Ključ was a weekly panel show that aired from 2004 until 2009 on RTS - Serbia's public broadcaster. Hosted by Nataša Miljković, the show debut on May 20, 2004. It explored a single issue per episode with a panel of relevant guests.

Billed as a talk programme that "doesn't shy away from politics, but focuses more on its consequences", Ključ generated plenty of publicity early on due to a controversial episode that aired on June 10, 2004 (only the show's fourth episode ever) about the issues surrounding singer Severina Vučković's private sex video that had just surfaced, resulting in Balkans-wide frenzy in the general public and media. Few of the guests on the panel (Vedrana Rudan, Isidora Bjelica, and Rambo Amadeus) used such obscenity-laced language throughout the taping that most of the episode had to be cut out in order to be broadcast, while even the part that ended up on air contained plenty of swearing.

Ključ aired on Thursdays for the first nineteen episodes before moving to Mondays at 10pm in late November 2004.
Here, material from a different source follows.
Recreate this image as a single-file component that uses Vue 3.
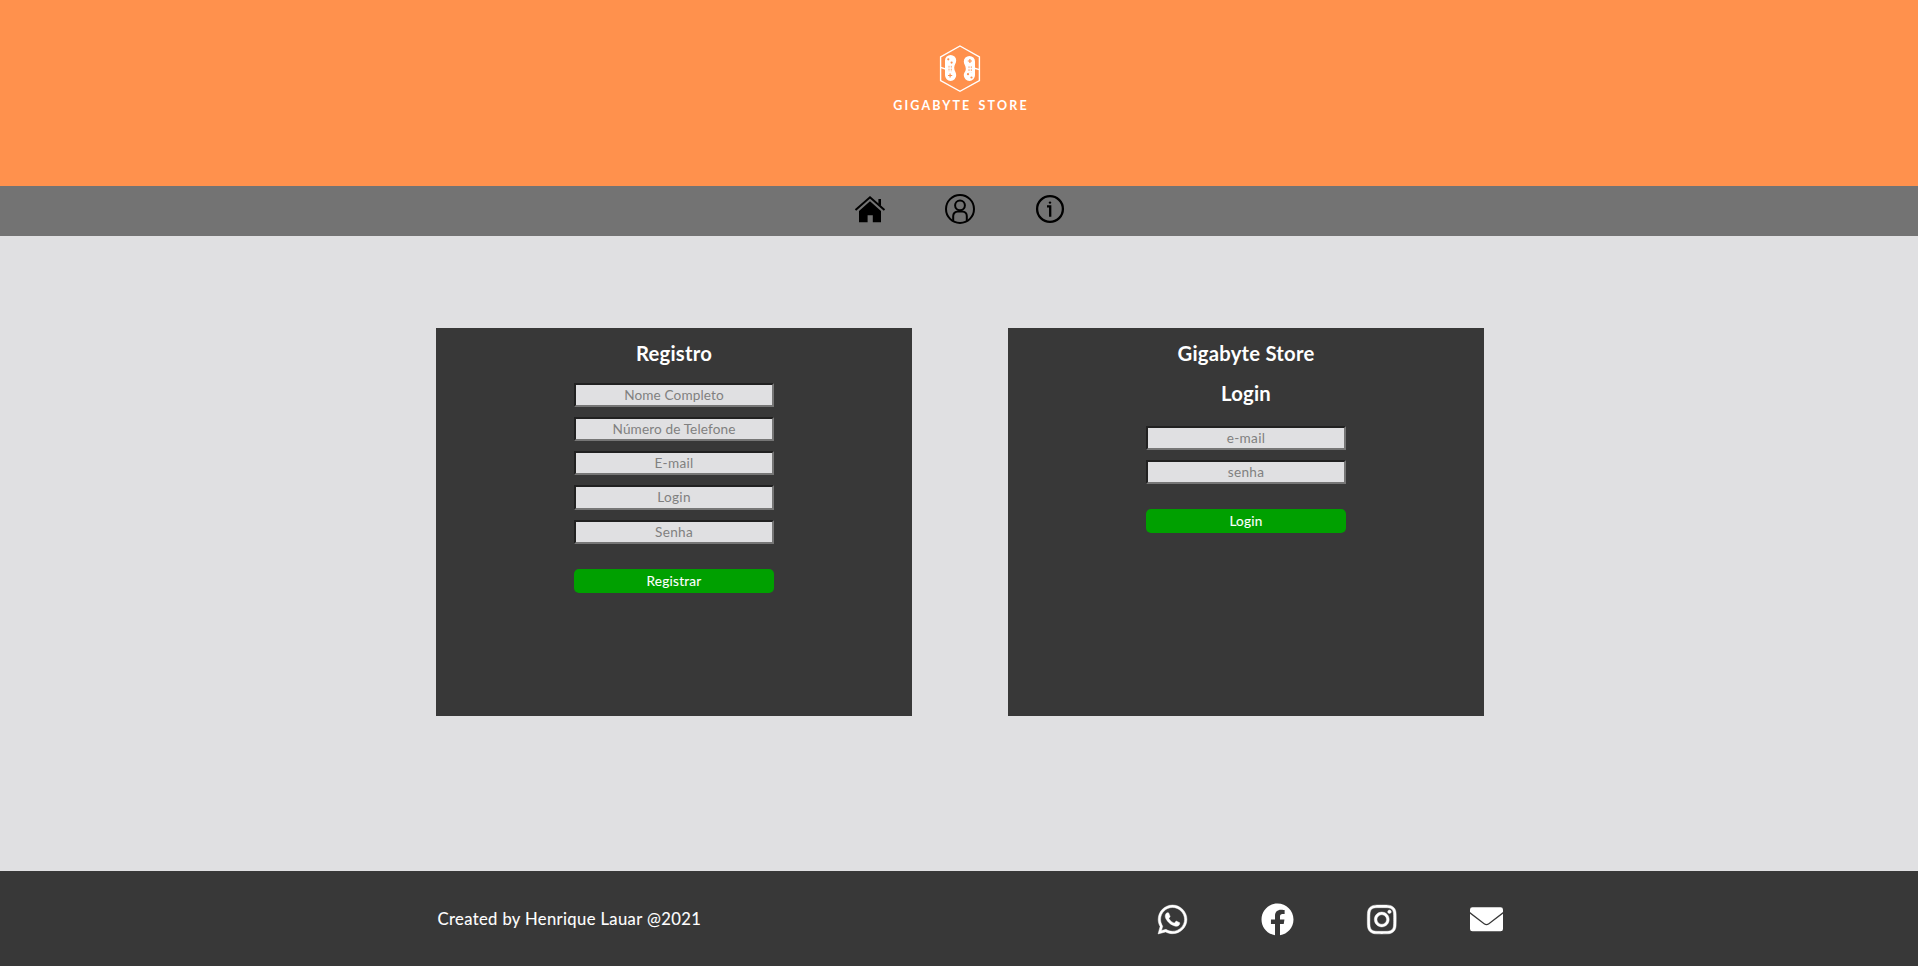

After being on air non-stop for 4 and a half TV seasons, it went on short hiatus after the broadcast of January 19, 2009 episode. It returned some two months later on Friday, March 13, 2009 on a new day of the week. After ten episodes in the new time slot, it went off the air for the summer hiatus and never returned due to host Nataša Miljković's pregnancy. The last episode aired on May 29, 2009.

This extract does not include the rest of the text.